(EXERCISE PROMPT) Skip the pictures. Set down, word for word, the lines from the start of the material up to and including the line with "import React from".

+===+

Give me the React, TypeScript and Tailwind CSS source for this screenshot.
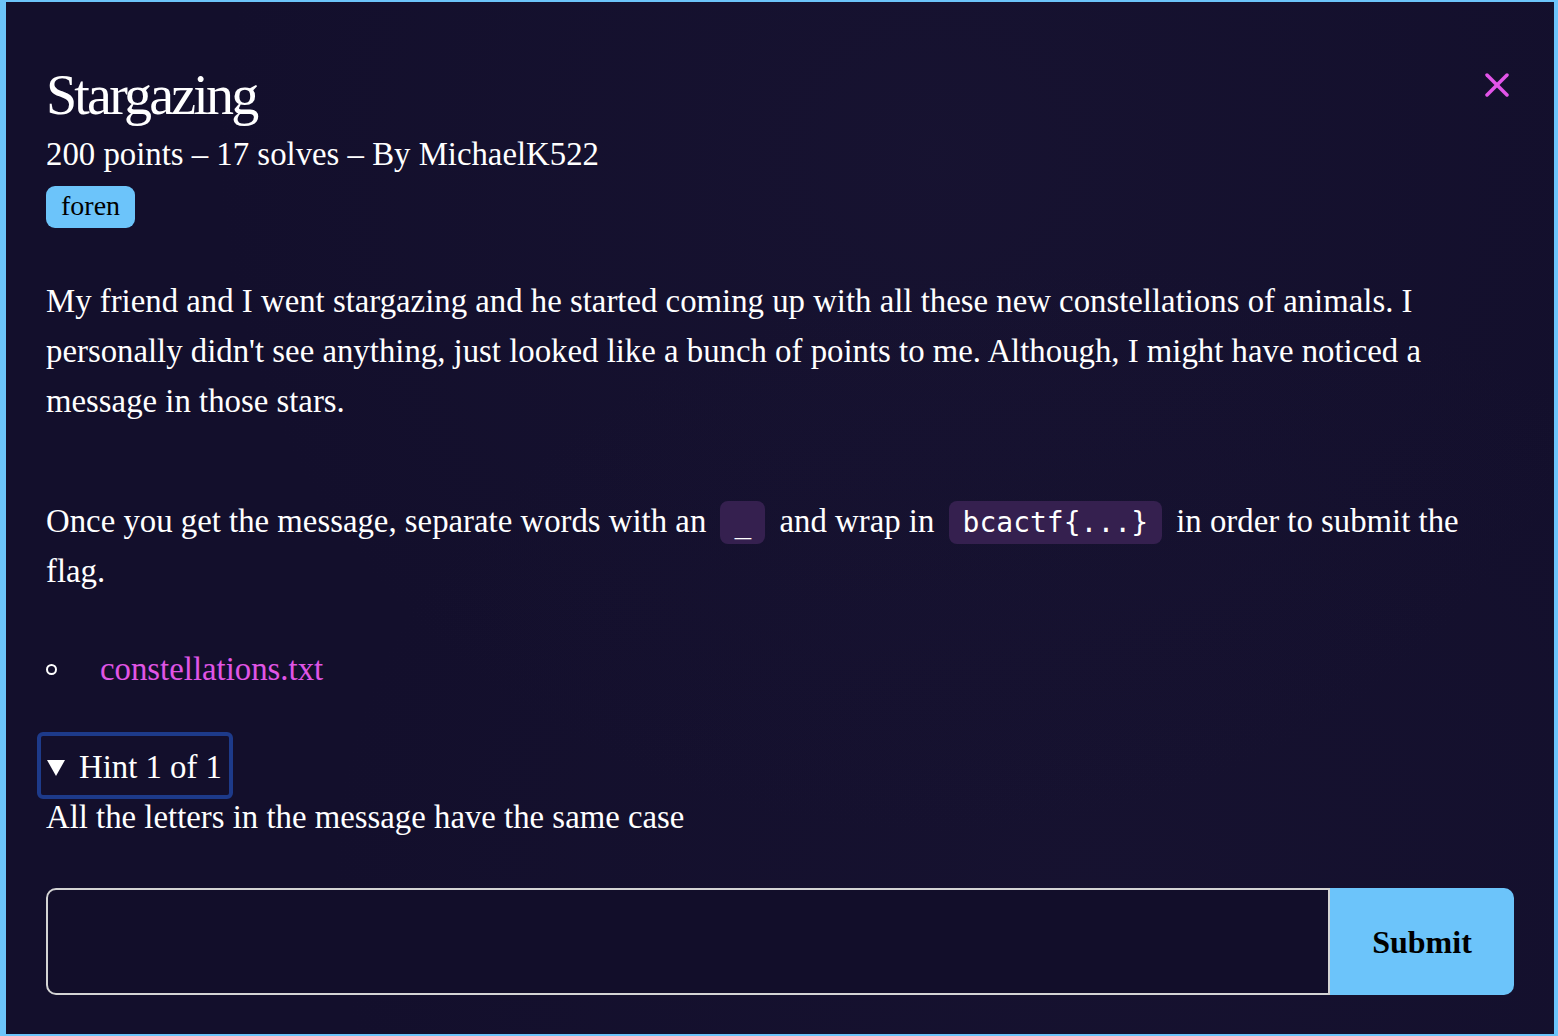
import React from "react";

export default function App() {
  const serif = { fontFamily: '"Liberation Serif", "Times New Roman", serif' };
  const mono = { fontFamily: '"DejaVu Sans Mono", monospace' };
  return (
    <div
      className="h-screen w-full border-t-2 border-l-[6px] border-r-4 border-b-2 border-[#6cc4fa] bg-[#130f2c] text-white overflow-hidden"
      style={serif}
    >
      <div className="h-full w-full bg-[radial-gradient(ellipse_at_60%_15%,rgba(40,34,70,0.18),transparent_55%),radial-gradient(ellipse_at_70%_85%,rgba(40,34,70,0.15),transparent_50%)] pl-[40px] pr-[40px] pt-[63px]">
        <div className="flex items-start justify-between">
          <h1 className="text-[56px] leading-[60px] tracking-[-2.8px] font-normal">Stargazing</h1>
          <button className="mt-[8px] mr-[5px] text-[#e254e8]" aria-label="close">
            <svg width="24" height="24" viewBox="0 0 24 24" fill="none" stroke="currentColor" strokeWidth="3.5" strokeLinecap="round">
              <line x1="2" y1="2" x2="22" y2="22" />
              <line x1="22" y1="2" x2="2" y2="22" />
            </svg>
          </button>
        </div>
        <div className="mt-[9px] text-[32.8px] leading-[40px]">200 points – 17 solves – By MichaelK522</div>
        <div className="mt-[12px]">
          <span className="inline-flex h-[42px] items-center rounded-[9px] bg-[#6cc4fa] px-[15px] pb-[2px] text-[28px] text-black">foren</span>
        </div>

        <p className="mt-[48px] text-[32.8px] leading-[50px]">
          My friend and I went stargazing and he started coming up with all these new constellations of animals. I personally didn't see anything, just looked like a bunch of points to me. Although, I might have noticed a message in those stars.
        </p>

        <p className="mt-[70px] text-[32.8px] leading-[50px]">
          Once you get the message, separate words with an{" "}
          <code className="mx-[6px] rounded-[8px] bg-[#35204f] px-[14px] py-[5px] text-[28px] leading-none" style={mono}>
            _
          </code>{" "}
          and wrap in{" "}
          <code className="mx-[6px] rounded-[8px] bg-[#35204f] px-[14px] py-[5px] text-[28px] leading-none" style={mono}>
            bcactf{"{...}"}
          </code>{" "}
          in order to submit the flag.
        </p>

        <div className="mt-[48px] flex items-center text-[32.8px] leading-[50px]">
          <span className="h-[11px] w-[11px] rounded-full border-2 border-white" />
          <a className="ml-[43px] text-[#e055e6]" href="#">constellations.txt</a>
        </div>

        <div className="relative mt-[48px] w-fit text-[32.8px] leading-[50px]">
          <span className="pointer-events-none absolute -left-[9px] -right-[11px] -top-[10px] -bottom-[7px] rounded-[6px] border-4 border-[#1d3a8a]" />
          <span className="flex items-center">
            <svg width="20" height="18" viewBox="0 0 20 18" className="mr-[13px] mt-[2px]">
              <polygon points="1,1 19,1 10,17" fill="white" />
            </svg>
            Hint 1 of 1
          </span>
        </div>
        <div className="text-[32.8px] leading-[50px]">All the letters in the message have the same case</div>

        <div className="mt-[46px] flex h-[107px]">
          <input className="flex-1 rounded-l-[10px] border-2 border-[#d4d4d4] bg-[#120e2a] px-4 text-[32px] text-white outline-none" />
          <button className="w-[184px] rounded-r-[10px] bg-[#6cc4fa] text-[32px] font-bold text-black" style={serif}>
            Submit
          </button>
        </div>
      </div>
    </div>
  );
}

+===+

(FINISHED TASK)
Give me the React, TypeScript and Tailwind CSS source for this screenshot.
import React from "react";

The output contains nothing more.